Sometimes Yiannopoulos mocks individual people. While talking about the transgender bathroom debate at the University of Wisconsin-Milwaukee in December, he displayed a photo of a transgender female student from that school and told the crowd, “the way that you know he’s failing is that I’d almost still bang him.”
He’s also implied Americans have good reason to fear Muslims and said that liberals believe that they can make Muslims accept gays if only they “hug them hard enough. Well, news flash ladies, it’s not a boner, it’s a bomb.”
Yiannopoulos is often identified with the alt-right, a far-right political movement rife with white nationalist, anti-Semitic and racist ideologies, although he rejects the label.
His tour has coincided with a flurry of hate crimes around the country following Trump’s election victory — many of them on college campuses. In the month after the election, the Southern Poverty Law Center said 172 hate incidents were reported at colleges and universities nationwide.
The SPLC attributes the spread of alt-right propaganda on campus to the “increased confidence that these groups are feeling following Trump’s victory,” which they say is also being fueled by figures like Yiannopoulos and white nationalist Richard Spencer.
“What’s new is Donald Trump. There’s somebody on the national stage who’s … helping to encourage and give enthusiasm to this effort to proselytize and go to campuses and get new recruits for a new conservative movement,” said Kevin Johnson, dean of the law school at UC Davis.
Universities have faced pressure to cancel Yiannopoulos’ events. But many have decided to allow his show to go on in the name of free speech and the First Amendment.
But some students who end up as the targets of Yiannopoulos’s comments feel there should be no place for him or his views on campus.
A transgender UC Davis student, who asked to be identified only as Barbara, told CNN she was too scared to be on campus during Yiannopoulos’s scheduled visit and was fearful of his potential effect on her classmates.
“The fear is with the folks who are gonna see him,” she said. “He leaves. But the folks who are attending (his event) are the folks that I have to sit next to in classrooms.”
For his part, Yiannopoulos says he has nothing to do with Spencer or any white nationalists.
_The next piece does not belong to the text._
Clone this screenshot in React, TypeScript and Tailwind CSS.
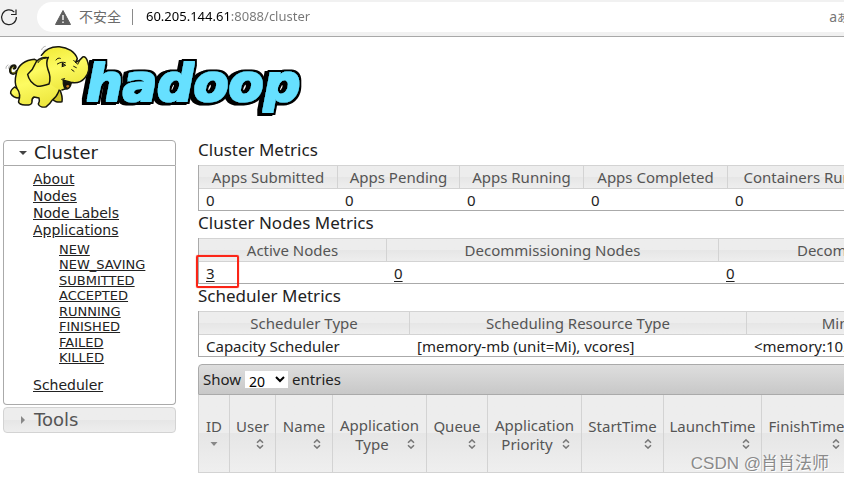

“I don’t have unsavory opinions about skin color … what you are seeking to do, by associating me with people who have odious and disgusting opinions, is suggest that I somehow in some way tacitly enable these people,” he said. “I don’t. F*ck you.”
But Oren Segal, director of the Anti-Defamation League’s Center on Extremism, believes Yiannopoulos “serves as a gateway” to more dangerous ideas.
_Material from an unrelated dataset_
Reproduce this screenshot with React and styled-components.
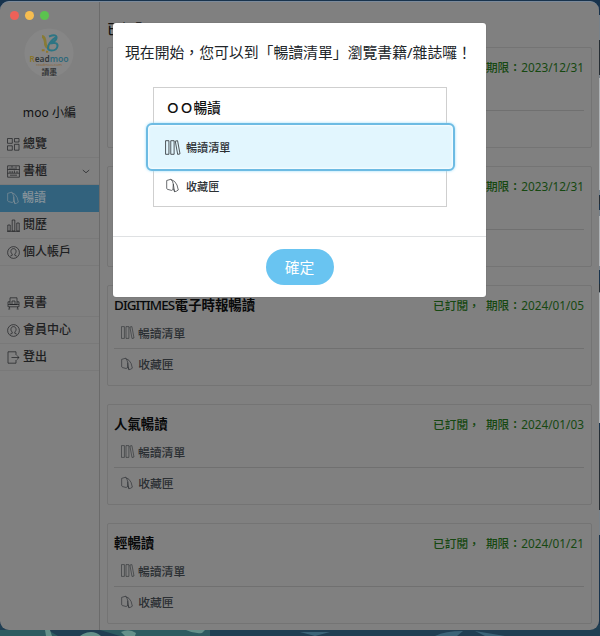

“When you see white supremacists hanging outside of Milo’s events to poach potential recruits, it speaks to exactly why Milo is potentially dangerous. Milo is bringing his misogyny and hatred and racism onto campus, and people (are) sort of maybe considering it, ‘Oh, this is just ironic. He’s just being — you know, pushing the envelope.'” Segal said.
“And so it enables his ideology, his messages to sort of seep in. The next level is maybe an openness to more white supremacist ideas, more hardcore believers. I think that’s fundamentally dangerous.”
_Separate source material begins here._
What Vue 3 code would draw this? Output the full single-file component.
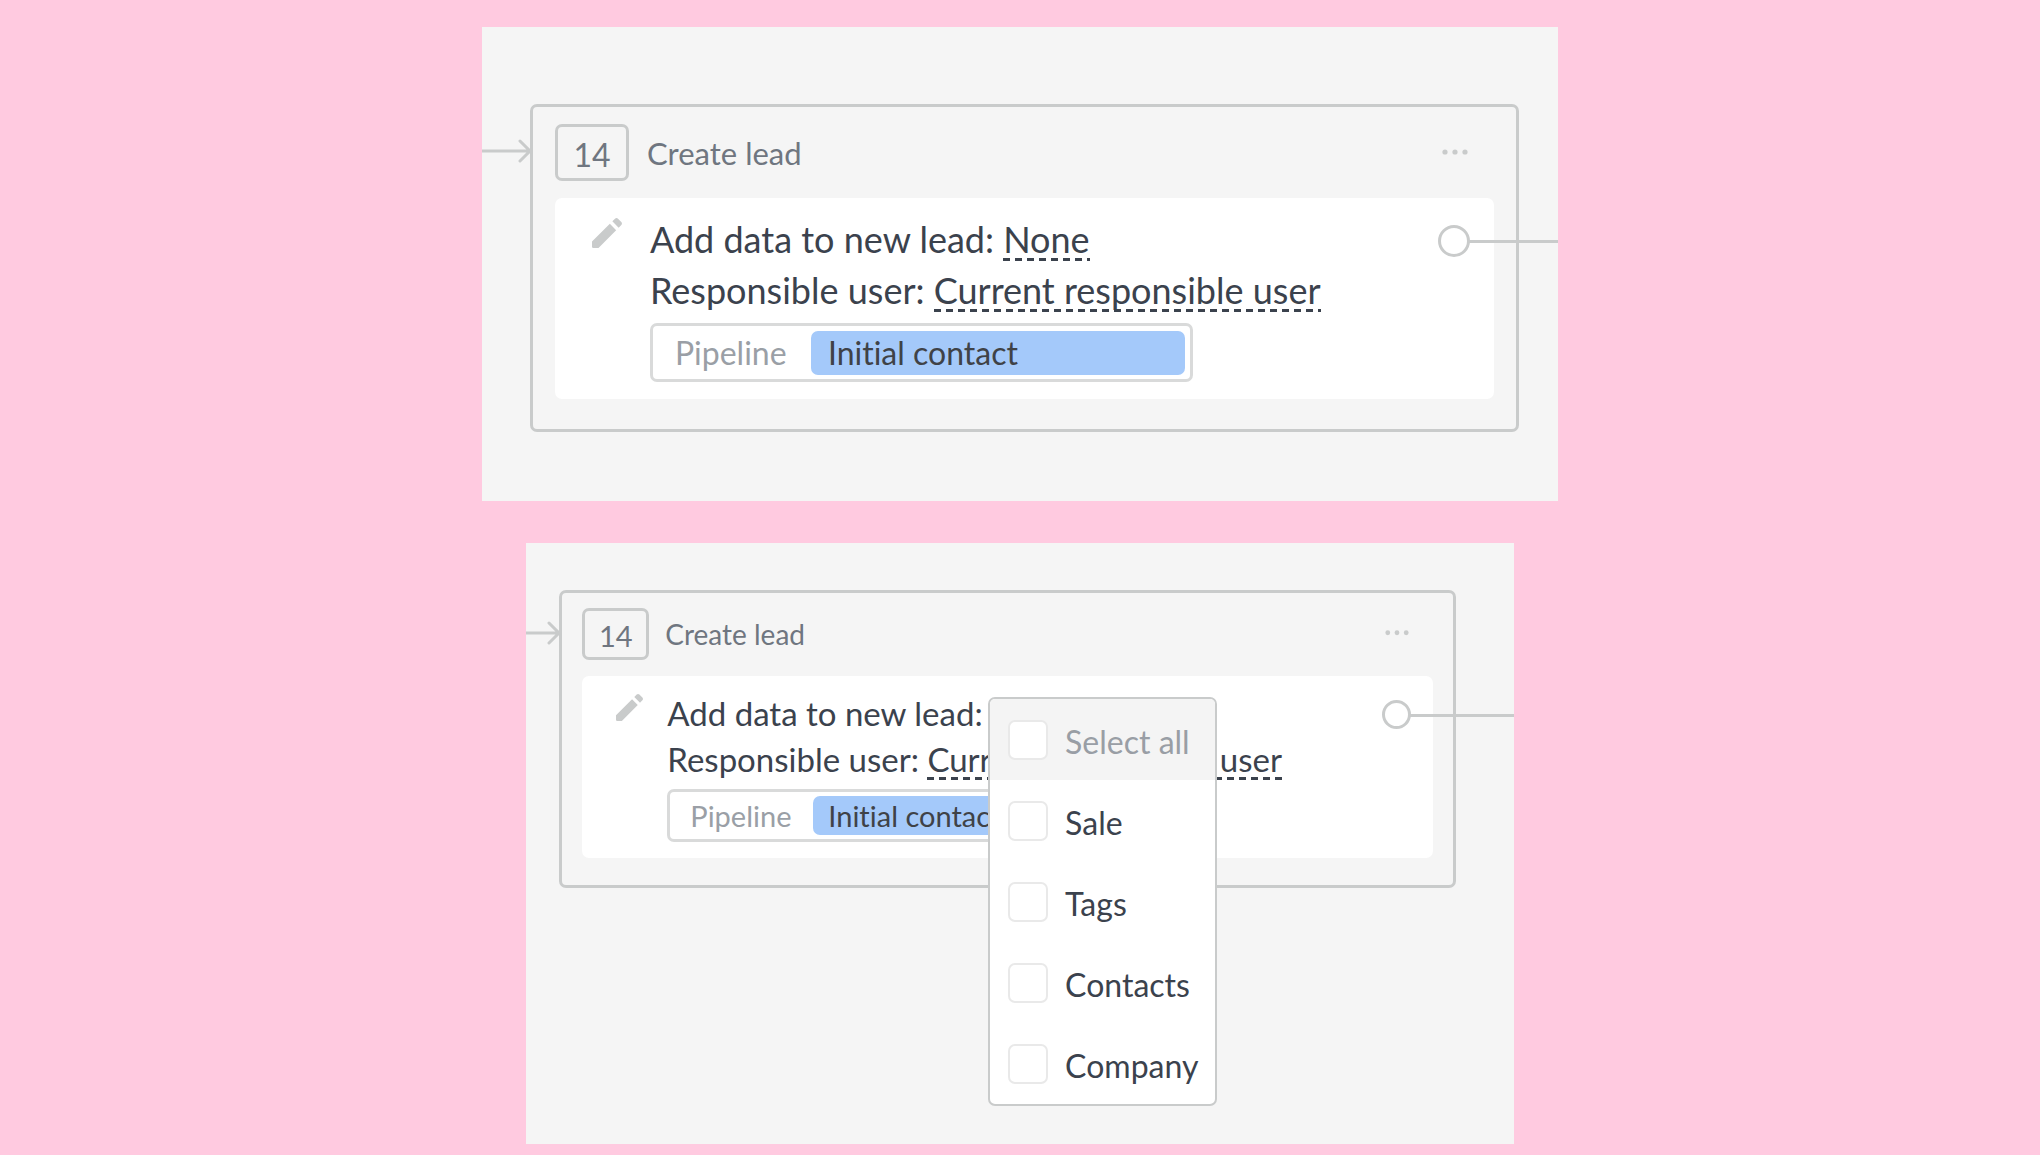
<script setup>
import { ref } from 'vue'

const steps = ref([
  { id: 'overview', size: 'large', number: 14, menuOpen: false },
  { id: 'editing', size: 'medium', number: 14, menuOpen: true },
])

const options = ref([
  { id: 'all', label: 'Select all', checked: false },
  { id: 'sale', label: 'Sale', checked: false },
  { id: 'tags', label: 'Tags', checked: false },
  { id: 'contacts', label: 'Contacts', checked: false },
  { id: 'company', label: 'Company', checked: false },
])
</script>

<template>
  <main class="page">
    <section v-for="step in steps" :key="step.id" class="panel" :class="step.size">
      <article class="card">
        <svg class="arrow" viewBox="0 0 52 24" preserveAspectRatio="xMaxYMid slice" aria-hidden="true">
          <path d="M0 12H49M39 2L49 12L39 22" />
        </svg>
        <header class="head">
          <span class="number">{{ step.number }}</span>
          <h2 class="title">Create lead</h2>
          <button class="more" type="button" aria-label="More actions">
            <svg viewBox="0 0 26 6" aria-hidden="true">
              <circle cx="3" cy="3" r="2.6" />
              <circle cx="13" cy="3" r="2.6" />
              <circle cx="23" cy="3" r="2.6" />
            </svg>
          </button>
        </header>
        <div class="body">
          <svg class="pencil" viewBox="3 3 18 18" aria-hidden="true">
            <path d="M3 17.1V20.2q0 .8.8.8H6.9L17.5 10.3l-3.8-3.8L3 17.1zM20.6 7.2c.5-.5.5-1.3 0-1.8l-2-2c-.5-.5-1.3-.5-1.8 0l-1.6 1.6 3.8 3.8 1.6-1.6z" />
          </svg>
          <div class="fields">
            <div class="line">
              Add data to new lead:
              <span class="anchor">
                <button class="link" type="button">None</button>
                <span v-if="step.menuOpen" class="menu">
                  <label v-for="option in options" :key="option.id" class="option">
                    <input v-model="option.checked" type="checkbox" />
                    <span>{{ option.label }}</span>
                  </label>
                </span>
              </span>
            </div>
            <div class="line">
              Responsible user:
              <button class="link" type="button">Current responsible user</button>
            </div>
            <button class="pipeline" type="button">
              <span class="pipeline-name">Pipeline</span>
              <span class="stage">Initial contact</span>
            </button>
          </div>
          <span class="port"></span>
        </div>
      </article>
    </section>
  </main>
</template>

<style>
body {
  margin: 0;
  background: #ffcae0;
}
</style>

<style scoped>
.page {
  box-sizing: border-box;
  min-height: 100vh;
  padding: 27px 0 12px;
  display: flex;
  flex-direction: column;
  align-items: center;
  gap: 42px;
  background: #ffcae0;
  color: #3b424d;
  font-family: Lato, "Open Sans", sans-serif;
  font-variant-ligatures: none;
}
.page * {
  box-sizing: border-box;
}
.panel {
  background: #f5f5f5;
}
.large {
  --text: 36px;
  --small: 32px;
  --title: 31px;
  --row: 51px;
  --inset: 22px;
  --badge-w: 74px;
  --badge-h: 57px;
  --head-gap: 17px;
  --title-gap: 18px;
  --more-w: 26px;
  --more-right: 26px;
  --body-pad: 16px 24px 17px 37px;
  --pencil: 30px;
  --pencil-gap: 28px;
  --box-w: 543px;
  --box-h: 59px;
  --box-gap: 7px;
  --stage-w: 374px;
  --port: 32px;
  --port-line: 91px;
  --port-top: 11px;
  --arrow-w: 51px;
  --arrow-top: 32px;
  --foot: 30px;
  width: 52.75%;
  max-width: calc(100% - 40px);
  padding: 77px 39px 69px 48px;
}
.medium {
  --text: 33px;
  --small: 29px;
  --title: 28px;
  --row: 46px;
  --inset: 20px;
  --badge-w: 67px;
  --badge-h: 52px;
  --head-gap: 16px;
  --title-gap: 16px;
  --more-w: 24px;
  --more-right: 24px;
  --body-pad: 14px 22px 16px 34px;
  --pencil: 27px;
  --pencil-gap: 24px;
  --box-w: 491px;
  --box-h: 53px;
  --box-gap: 7px;
  --stage-w: 337px;
  --port: 29px;
  --port-line: 106px;
  --port-top: 10px;
  --arrow-w: 36px;
  --arrow-top: 28px;
  --foot: 27px;
  width: 48.4%;
  max-width: calc(100% - 40px);
  padding: 47px 58px 256px 33px;
}
.card {
  position: relative;
  padding: 17px var(--inset) var(--foot);
  border: 3px solid #c9cbcb;
  border-radius: 7px;
}
.medium .card {
  padding-top: 15px;
}
.arrow {
  position: absolute;
  right: 100%;
  top: var(--arrow-top);
  width: var(--arrow-w);
  height: 24px;
  fill: none;
  stroke: #c9cbcb;
  stroke-width: 3;
  stroke-linecap: round;
}
.head {
  display: flex;
  align-items: center;
  margin-bottom: var(--head-gap);
  color: #6f7680;
  font-size: var(--small);
}
.number {
  width: var(--badge-w);
  height: var(--badge-h);
  padding-top: 3px;
  display: flex;
  align-items: center;
  justify-content: center;
  border: 3px solid #c9cbcb;
  border-radius: 7px;
}
.title {
  flex: 1;
  margin: 0 0 0 var(--title-gap);
  font-size: var(--title);
  font-weight: 400;
}
.more {
  width: var(--more-w);
  margin-right: var(--more-right);
  padding: 0 0 2px;
  border: 0;
  background: none;
}
.more svg {
  display: block;
  fill: #c9cbcb;
}
.body {
  display: flex;
  align-items: flex-start;
  padding: var(--body-pad);
  border-radius: 7px;
  background: #fff;
}
.pencil {
  flex: none;
  width: var(--pencil);
  height: var(--pencil);
  margin-top: 4px;
  margin-right: var(--pencil-gap);
  fill: #c9cbcb;
}
.fields {
  flex: 1;
  min-width: 0;
}
.line {
  height: var(--row);
  font-size: var(--text);
  line-height: var(--row);
  white-space: nowrap;
}
.anchor {
  position: relative;
}
.link {
  padding: 0 0 4px;
  border: 0;
  background: repeating-linear-gradient(90deg, #3b424d 0 7px, transparent 7px 12px) left bottom / 100% 3px no-repeat;
  color: inherit;
  font: inherit;
  line-height: var(--text);
}
.pipeline {
  width: var(--box-w);
  height: var(--box-h);
  max-width: 100%;
  margin-top: var(--box-gap);
  padding: 0 5px 0 22px;
  display: flex;
  align-items: center;
  justify-content: space-between;
  border: 3px solid #d9dada;
  border-radius: 7px;
  background: #fff;
  color: #9a9fa6;
  font: inherit;
  font-size: var(--small);
}
.medium .pipeline {
  padding-left: 20px;
}
.stage {
  width: var(--stage-w);
  padding-left: 17px;
  border-radius: 7px;
  background: #a4c9fa;
  color: #3f4247;
  line-height: 44px;
  text-align: left;
}
.medium .stage {
  padding-left: 15px;
  line-height: 39px;
}
.port {
  position: relative;
  flex: none;
  width: var(--port);
  height: var(--port);
  margin-top: var(--port-top);
  border: 3px solid #c9cbcb;
  border-radius: 50%;
}
.port::after {
  content: "";
  position: absolute;
  left: 100%;
  top: 50%;
  width: var(--port-line);
  height: 3px;
  margin-top: -1px;
  background: #c9cbcb;
}
.menu {
  position: absolute;
  z-index: 1;
  top: 4px;
  left: -3px;
  width: 229px;
  display: flex;
  flex-direction: column;
  overflow: hidden;
  border: 2px solid #c9cbcb;
  border-radius: 7px;
  background: #fff;
  font-size: 32px;
}
.option {
  height: 81px;
  padding: 0 0 0 18px;
  display: flex;
  align-items: center;
  gap: 17px;
  line-height: 40px;
}
.option:first-child {
  background: #f4f4f4;
  color: #999ea5;
}
.option input {
  appearance: none;
  flex: none;
  width: 40px;
  height: 40px;
  margin: 0;
  border: 2px solid #e9e9e9;
  border-radius: 7px;
  background: #fff;
}
.option span {
  padding-top: 5px;
}
</style>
But Yiannopoulos said he doesn’t believe his statements are that far from the mainstream. He sees himself as a crusader for free speech.
“I have opinions that, frankly, a lot of people are thinking. They just won’t tell people. They don’t pollsters. They don’t tell journalists. But they think it, which is why you’re all so surprised when, you know, half the country voted for Trump. I hold perfectly respectable, reasonable opinions that half of America agrees with,” he said.
“So long as people are prevented from saying true things in public life for political correctness, there’ll still be a need for me,” he said. “And I’ll never stop.”
Obviously, none of us knows what really lurks in Milo’s heart. But if we are gonna condemn a man for his beliefs shouldn’t his accusers have to provide evidence of his depraved heart?